Financial liabilities are derecognised when the liability is extinguished, that is when the contractual obligation is discharged, cancelled or expires.

2.12      Operating lease assets

Leases that do not transfer all of the risks of ownership are classified as operating leases. Payments under operating leases are charged to the profit and loss account on a straight-line basis over the period of the lease.

2.13      Share capital

Ordinary shares are classified as equity.

2.14      Related parties

The Company discloses transactions with related parties which are not wholly owned by the same group. It does not disclose transactions with members of the same group that are wholly owned.



 

3          Critical accounting estimates and judgements in applying accounting polices

Estimates, assumptions and judgements are used in the application of accounting policies in these financial statements. Critical accounting estimates are those which involve the most complex or subjective judgements or assessments. Estimates, assumptions and judgements are evaluated continually and are based on historical experience and other factors, including expectations of future events that are believed to be reasonable under the circumstances. Actual outcomes may differ from assumptions and estimates made by management.

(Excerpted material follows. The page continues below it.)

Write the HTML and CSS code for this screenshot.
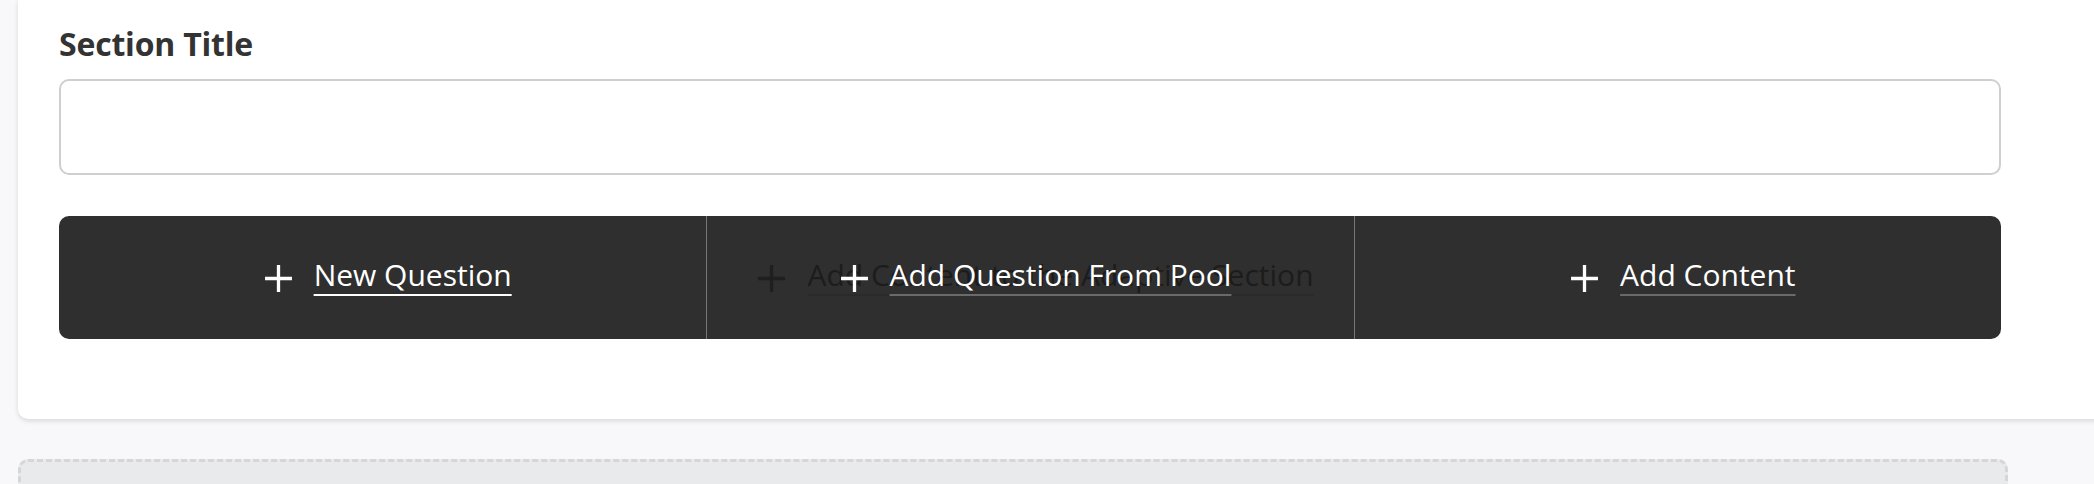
FILE: index.html
```html
<!DOCTYPE html>
<html>
<head>
<meta charset="utf-8">
<link rel="stylesheet" href="styles.css">
</head>
<body>
<div class="page">
  <section class="card">
    <label class="field-label">Section Title</label>
    <div class="text-input"></div>
    <div class="action-bar">
      <div class="action">
        <div class="action-inner">
          <svg class="plus" viewBox="0 0 28 28"><path d="M14 1V27M1 14H27"/></svg>
          <span class="label underline-white">New Question</span>
        </div>
      </div>
      <div class="action action-stack">
        <div class="action-inner ghost">
          <svg class="plus" viewBox="0 0 28 28"><path d="M14 1V27M1 14H27"/></svg>
          <span class="label underline-dark">Add Content to the Adaptive Section</span>
        </div>
        <div class="action-inner front">
          <svg class="plus" viewBox="0 0 28 28"><path d="M14 1V27M1 14H27"/></svg>
          <span class="label underline-gray">Add Question From Pool</span>
        </div>
      </div>
      <div class="action">
        <div class="action-inner">
          <svg class="plus" viewBox="0 0 28 28"><path d="M14 1V27M1 14H27"/></svg>
          <span class="label underline-gray">Add Content</span>
        </div>
      </div>
    </div>
  </section>
  <div class="drop-zone"></div>
</div>
</body>
</html>
```
FILE: styles.css
```css
html, body {
  margin: 0;
  padding: 0;
  background: #f8f8fa;
  overflow: hidden;
  height: 484px;
}

.page {
  font-family: "Open Sans", "Liberation Sans", sans-serif;
  display: flex;
  flex-direction: column;
  height: 484px;
  overflow: hidden;
}

.card {
  flex: none;
  margin-left: 18px;
  margin-right: -40px;
  background: #ffffff;
  border-radius: 0 0 10px 10px;
  box-shadow: 0 2px 5px rgba(0, 0, 0, 0.13);
  padding: 24px 41px 80px 41px;
  display: flex;
  flex-direction: column;
  align-items: flex-start;
}

.field-label {
  font-size: 32px;
  line-height: 40px;
  font-weight: 700;
  color: #333333;
  letter-spacing: -0.2px;
}

.text-input {
  margin-top: 15px;
  width: 1942px;
  height: 96px;
  box-sizing: border-box;
  border: 2px solid #cfcfcf;
  border-radius: 10px;
  background: #fff;
}

.action-bar {
  margin-top: 41px;
  width: 1942px;
  height: 123px;
  background: #2f2f2f;
  border-radius: 10px;
  display: grid;
  grid-template-columns: 1fr 1fr 1fr;
}

.action {
  display: grid;
  place-items: center;
  padding: 0 0 6px 10px;
}

.action + .action {
  border-left: 1px solid #767676;
}

.action-stack > .action-inner {
  grid-area: 1 / 1;
}

.action-inner {
  display: flex;
  align-items: center;
  gap: 21px;
}

.plus {
  width: 29px;
  height: 29px;
  margin-top: 8px;
  fill: none;
  stroke: #ffffff;
  stroke-width: 3.2;
}

.label {
  font-size: 30px;
  line-height: 40px;
  color: #ffffff;
  white-space: nowrap;
  text-decoration: underline;
  text-decoration-thickness: 2px;
  text-underline-offset: 8px;
}

.underline-white {
  text-decoration-color: #ffffff;
}

.underline-gray {
  text-decoration-color: #6a6a6a;
}

.ghost .label {
  color: #1c1c1c;
  text-decoration-color: #2a2a2a;
}

.ghost .plus {
  stroke: #1f1f1f;
}

.drop-zone {
  flex: none;
  margin-top: 40px;
  margin-left: 18px;
  width: 1990px;
  height: 120px;
  box-sizing: border-box;
  background: #e9eaec;
  border: 3px dashed #d6d6d8;
  border-radius: 10px;
}
```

There are no areas in which the Company applies significant accounting estimates or assumptions.

4          Investment in subsidiary companies

The following schedule reflects the Company's subsidiary companies at the balance sheet date and at the date of this report. All companies are wholly owned and incorporated in the Isle of Man, except where indicated.

Subsidiary company                                                                                               

Hansard International Limited

Hansard Worldwide Limited (incorporated in The Bahamas)

Hansard Europe Designated Activity Company (incorporated in the Republic of Ireland)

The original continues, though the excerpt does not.